Posts Tagged ‘beef’

Thoughts

I’m having one of those I-can’t-think-what-to-write-about days. Well, actually, I should qualify that statement. I’m having a bit of a lazy morning where I’ve spent an hour or two reading other blogs and listening to an audiobook so now my brain is in too many different places to think of something to write about. So I shall just list the thoughts that are in my mind right now.

– Will I ever become a world famous piano player? Or will I forever be stuck on the line, “And you come to me on a summer breeze” from How Deep Is Your Love? And are ten fingers enough to play this piece of music? At the moment, I need about twelve to be able to play it properly.

– Chocolate and cherry mousse cake is fabulous. And making a genoise sponge for the first time went ok. As did making custard from scratch…

image

– Beouf bourginon is not actually that difficult to make. It is also extremely tasty, despite its easiness…

image

– Planning an African adventure is muchos fun, even if it isn’t going to happen for over a year…

image

– I can’t cope with X Factor winner James Arthur’s ‘my-parents-divorced-when-I-was-a-kid-and-now-I’m-traumatised-for-life’ routine.
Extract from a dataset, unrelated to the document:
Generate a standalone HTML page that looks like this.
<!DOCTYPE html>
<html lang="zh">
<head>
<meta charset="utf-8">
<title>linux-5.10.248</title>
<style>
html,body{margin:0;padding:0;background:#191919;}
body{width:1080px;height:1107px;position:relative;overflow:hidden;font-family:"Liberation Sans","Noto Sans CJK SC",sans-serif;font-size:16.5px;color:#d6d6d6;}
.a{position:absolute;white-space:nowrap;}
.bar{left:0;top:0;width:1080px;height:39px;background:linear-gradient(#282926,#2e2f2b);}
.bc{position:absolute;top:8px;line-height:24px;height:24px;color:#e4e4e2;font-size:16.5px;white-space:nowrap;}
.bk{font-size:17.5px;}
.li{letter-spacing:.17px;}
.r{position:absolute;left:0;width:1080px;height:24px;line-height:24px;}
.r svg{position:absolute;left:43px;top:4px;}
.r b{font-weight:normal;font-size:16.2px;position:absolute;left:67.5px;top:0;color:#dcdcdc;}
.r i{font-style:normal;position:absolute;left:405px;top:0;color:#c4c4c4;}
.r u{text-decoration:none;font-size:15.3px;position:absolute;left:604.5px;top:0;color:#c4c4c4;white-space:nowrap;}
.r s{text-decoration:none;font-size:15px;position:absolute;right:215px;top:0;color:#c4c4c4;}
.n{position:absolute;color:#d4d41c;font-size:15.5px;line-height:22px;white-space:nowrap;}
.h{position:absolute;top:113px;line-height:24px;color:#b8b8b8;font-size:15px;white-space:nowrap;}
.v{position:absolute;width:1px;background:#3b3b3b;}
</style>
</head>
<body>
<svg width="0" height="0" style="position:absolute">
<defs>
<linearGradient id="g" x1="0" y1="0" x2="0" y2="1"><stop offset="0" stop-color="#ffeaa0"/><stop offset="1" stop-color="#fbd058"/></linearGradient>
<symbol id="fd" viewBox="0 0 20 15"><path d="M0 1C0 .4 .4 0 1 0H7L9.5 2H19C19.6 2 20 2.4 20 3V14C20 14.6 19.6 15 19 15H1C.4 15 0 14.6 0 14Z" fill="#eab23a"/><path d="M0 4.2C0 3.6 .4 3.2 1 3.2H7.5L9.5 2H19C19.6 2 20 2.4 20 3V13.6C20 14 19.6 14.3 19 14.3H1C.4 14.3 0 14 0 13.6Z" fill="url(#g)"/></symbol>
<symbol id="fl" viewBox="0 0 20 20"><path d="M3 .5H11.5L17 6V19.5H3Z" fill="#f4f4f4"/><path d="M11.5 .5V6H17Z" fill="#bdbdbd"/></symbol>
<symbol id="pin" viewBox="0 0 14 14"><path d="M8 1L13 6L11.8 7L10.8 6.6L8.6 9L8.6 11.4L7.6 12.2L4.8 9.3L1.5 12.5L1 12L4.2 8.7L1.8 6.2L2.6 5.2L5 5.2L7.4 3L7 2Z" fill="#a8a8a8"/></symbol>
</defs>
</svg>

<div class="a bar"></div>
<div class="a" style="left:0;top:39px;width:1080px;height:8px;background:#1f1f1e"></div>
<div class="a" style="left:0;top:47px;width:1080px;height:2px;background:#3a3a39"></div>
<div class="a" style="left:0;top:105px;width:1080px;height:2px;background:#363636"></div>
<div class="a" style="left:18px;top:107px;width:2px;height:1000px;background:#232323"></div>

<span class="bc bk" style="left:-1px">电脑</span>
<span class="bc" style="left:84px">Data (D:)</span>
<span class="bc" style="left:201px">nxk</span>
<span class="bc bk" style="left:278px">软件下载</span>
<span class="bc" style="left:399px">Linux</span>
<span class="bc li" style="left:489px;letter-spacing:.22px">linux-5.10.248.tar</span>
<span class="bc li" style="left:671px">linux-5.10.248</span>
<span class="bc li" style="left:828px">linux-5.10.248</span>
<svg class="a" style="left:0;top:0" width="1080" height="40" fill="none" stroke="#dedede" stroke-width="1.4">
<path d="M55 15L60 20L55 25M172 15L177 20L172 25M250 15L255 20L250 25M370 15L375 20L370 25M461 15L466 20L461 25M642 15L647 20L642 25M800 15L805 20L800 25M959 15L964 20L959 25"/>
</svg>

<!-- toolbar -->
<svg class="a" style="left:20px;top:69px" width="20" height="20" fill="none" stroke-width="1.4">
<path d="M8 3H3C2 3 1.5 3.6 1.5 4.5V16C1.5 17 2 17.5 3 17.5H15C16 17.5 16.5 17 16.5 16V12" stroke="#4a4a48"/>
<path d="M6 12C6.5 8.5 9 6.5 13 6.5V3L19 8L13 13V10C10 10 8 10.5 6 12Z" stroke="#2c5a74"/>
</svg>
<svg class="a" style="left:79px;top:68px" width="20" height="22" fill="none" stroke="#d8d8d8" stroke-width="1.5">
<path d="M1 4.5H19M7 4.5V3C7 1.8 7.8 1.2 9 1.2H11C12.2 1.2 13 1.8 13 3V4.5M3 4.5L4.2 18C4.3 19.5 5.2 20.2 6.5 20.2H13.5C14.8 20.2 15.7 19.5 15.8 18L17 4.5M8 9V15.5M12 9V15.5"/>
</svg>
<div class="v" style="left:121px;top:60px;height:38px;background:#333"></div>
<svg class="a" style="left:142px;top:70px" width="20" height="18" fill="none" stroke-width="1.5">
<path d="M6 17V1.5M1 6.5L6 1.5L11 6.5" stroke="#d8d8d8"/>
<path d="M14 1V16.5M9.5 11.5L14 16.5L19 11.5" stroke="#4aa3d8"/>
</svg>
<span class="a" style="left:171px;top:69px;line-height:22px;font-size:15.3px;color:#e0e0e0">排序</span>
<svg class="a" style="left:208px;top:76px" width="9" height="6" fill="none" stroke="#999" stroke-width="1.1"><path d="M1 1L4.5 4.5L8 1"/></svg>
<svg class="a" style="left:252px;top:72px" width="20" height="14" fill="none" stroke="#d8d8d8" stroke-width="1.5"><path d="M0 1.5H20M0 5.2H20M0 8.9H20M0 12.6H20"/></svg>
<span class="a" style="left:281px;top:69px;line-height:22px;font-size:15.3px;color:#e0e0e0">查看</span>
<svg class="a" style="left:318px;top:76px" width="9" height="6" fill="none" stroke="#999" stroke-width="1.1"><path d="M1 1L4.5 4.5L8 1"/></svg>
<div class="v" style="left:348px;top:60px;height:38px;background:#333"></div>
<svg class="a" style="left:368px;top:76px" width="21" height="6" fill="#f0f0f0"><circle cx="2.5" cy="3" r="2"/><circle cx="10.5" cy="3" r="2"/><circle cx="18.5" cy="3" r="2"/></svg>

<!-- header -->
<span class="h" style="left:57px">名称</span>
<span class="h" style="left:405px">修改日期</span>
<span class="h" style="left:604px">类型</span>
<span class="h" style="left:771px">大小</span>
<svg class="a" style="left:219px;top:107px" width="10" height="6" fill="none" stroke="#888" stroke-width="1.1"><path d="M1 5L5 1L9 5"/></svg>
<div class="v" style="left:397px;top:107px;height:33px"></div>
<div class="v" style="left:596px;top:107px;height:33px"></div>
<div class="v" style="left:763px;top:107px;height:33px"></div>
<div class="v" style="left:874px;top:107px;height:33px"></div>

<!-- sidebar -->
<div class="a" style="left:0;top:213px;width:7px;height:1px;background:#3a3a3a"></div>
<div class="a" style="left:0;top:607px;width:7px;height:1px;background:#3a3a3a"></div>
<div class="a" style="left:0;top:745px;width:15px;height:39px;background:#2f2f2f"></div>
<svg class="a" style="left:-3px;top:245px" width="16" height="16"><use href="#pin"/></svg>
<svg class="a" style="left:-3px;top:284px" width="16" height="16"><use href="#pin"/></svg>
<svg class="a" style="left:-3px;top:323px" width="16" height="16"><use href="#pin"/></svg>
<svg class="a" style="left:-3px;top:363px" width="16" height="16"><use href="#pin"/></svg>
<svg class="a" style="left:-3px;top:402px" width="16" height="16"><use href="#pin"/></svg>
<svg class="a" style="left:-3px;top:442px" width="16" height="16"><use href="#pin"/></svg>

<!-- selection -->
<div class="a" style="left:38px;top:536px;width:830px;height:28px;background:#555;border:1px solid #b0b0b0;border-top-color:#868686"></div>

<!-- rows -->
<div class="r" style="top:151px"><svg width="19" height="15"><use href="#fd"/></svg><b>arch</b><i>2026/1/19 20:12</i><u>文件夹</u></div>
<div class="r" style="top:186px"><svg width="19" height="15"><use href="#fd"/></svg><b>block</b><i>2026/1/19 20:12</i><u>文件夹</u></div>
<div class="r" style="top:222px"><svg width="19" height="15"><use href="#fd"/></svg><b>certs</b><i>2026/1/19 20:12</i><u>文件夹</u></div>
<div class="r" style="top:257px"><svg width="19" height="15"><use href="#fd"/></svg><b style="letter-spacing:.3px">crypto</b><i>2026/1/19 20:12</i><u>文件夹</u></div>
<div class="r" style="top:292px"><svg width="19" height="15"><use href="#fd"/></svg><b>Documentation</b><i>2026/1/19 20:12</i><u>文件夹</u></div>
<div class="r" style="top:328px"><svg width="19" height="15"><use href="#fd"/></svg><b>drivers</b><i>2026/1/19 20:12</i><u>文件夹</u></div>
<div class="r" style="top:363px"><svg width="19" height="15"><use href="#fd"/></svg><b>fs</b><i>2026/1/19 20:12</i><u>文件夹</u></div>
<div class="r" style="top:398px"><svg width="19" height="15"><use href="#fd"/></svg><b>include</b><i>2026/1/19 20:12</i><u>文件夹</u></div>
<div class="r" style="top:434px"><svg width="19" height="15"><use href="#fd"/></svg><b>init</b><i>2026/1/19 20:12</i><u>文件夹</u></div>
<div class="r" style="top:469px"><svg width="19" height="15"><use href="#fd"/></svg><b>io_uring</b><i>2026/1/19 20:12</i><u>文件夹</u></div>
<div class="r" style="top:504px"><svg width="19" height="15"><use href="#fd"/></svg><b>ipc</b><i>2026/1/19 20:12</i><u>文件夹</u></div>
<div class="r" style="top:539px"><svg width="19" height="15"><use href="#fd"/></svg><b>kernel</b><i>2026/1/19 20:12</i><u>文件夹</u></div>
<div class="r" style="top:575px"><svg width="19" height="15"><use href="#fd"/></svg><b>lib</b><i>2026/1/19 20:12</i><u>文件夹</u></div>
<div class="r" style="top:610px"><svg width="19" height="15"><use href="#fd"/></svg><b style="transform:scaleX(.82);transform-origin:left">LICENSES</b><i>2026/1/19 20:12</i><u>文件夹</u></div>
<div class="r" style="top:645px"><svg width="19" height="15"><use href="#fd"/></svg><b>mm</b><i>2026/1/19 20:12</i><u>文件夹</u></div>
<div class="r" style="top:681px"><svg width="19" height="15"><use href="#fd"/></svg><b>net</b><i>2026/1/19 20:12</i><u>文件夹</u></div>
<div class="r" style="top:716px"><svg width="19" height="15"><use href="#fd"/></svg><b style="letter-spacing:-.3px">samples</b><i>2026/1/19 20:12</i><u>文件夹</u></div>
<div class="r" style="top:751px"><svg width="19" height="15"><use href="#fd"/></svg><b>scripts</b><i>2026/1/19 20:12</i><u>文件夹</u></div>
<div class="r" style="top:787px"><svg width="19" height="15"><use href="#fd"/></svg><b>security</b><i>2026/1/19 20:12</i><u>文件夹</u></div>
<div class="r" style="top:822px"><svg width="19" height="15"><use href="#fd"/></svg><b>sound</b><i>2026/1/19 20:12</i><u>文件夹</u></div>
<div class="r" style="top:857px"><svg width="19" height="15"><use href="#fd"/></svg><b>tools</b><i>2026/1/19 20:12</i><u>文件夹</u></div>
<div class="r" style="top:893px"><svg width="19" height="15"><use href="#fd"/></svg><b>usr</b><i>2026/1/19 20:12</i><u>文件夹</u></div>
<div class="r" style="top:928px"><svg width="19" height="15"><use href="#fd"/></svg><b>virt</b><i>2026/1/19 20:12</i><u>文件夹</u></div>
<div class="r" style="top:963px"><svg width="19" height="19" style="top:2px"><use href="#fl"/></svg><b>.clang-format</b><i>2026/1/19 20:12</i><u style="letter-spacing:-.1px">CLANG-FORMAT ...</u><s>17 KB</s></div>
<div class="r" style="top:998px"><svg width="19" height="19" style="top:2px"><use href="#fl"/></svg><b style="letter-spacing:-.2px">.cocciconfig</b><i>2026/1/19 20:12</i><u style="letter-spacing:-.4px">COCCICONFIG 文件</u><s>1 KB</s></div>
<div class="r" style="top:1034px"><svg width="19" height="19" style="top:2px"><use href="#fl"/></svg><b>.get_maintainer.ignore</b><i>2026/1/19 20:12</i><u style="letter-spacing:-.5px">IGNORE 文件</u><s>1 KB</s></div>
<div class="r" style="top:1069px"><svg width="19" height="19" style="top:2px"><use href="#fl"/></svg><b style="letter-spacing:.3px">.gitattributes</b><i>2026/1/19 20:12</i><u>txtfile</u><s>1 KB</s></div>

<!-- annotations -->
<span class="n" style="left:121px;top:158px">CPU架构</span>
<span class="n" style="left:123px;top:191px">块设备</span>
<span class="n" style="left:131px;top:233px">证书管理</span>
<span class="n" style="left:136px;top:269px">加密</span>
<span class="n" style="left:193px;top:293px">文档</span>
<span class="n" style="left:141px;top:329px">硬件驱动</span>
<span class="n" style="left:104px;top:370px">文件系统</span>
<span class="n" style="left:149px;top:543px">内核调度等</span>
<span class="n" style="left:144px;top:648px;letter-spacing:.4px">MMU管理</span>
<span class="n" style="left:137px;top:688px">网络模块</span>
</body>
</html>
I just want to shake him and say, “Get over yourself! Grow up! I know your parents are divorced but SO ARE EVERYONE ELSE’S!” He writes songs about it which are really ‘deep’ apparently. So his Mum says. “Yeah,” she goes, serious face on and eyes looking down to the ground. “It’s really… It’s really… (she searches for the appropriate word, having used deep about four times already)… It’s really… deep.” Thanks for that, o mother of great eloquence and feeling. It’s good to know that, as a man in his 20s, the single most important that has happened in his life is still the separation of his parents when he was in primary school. Sometimes, Mr Arthur, people are better apart. Get over it.

– My rooibos tea has gone cold.

– There is a cat digging in the garden. I didn’t know cats dug.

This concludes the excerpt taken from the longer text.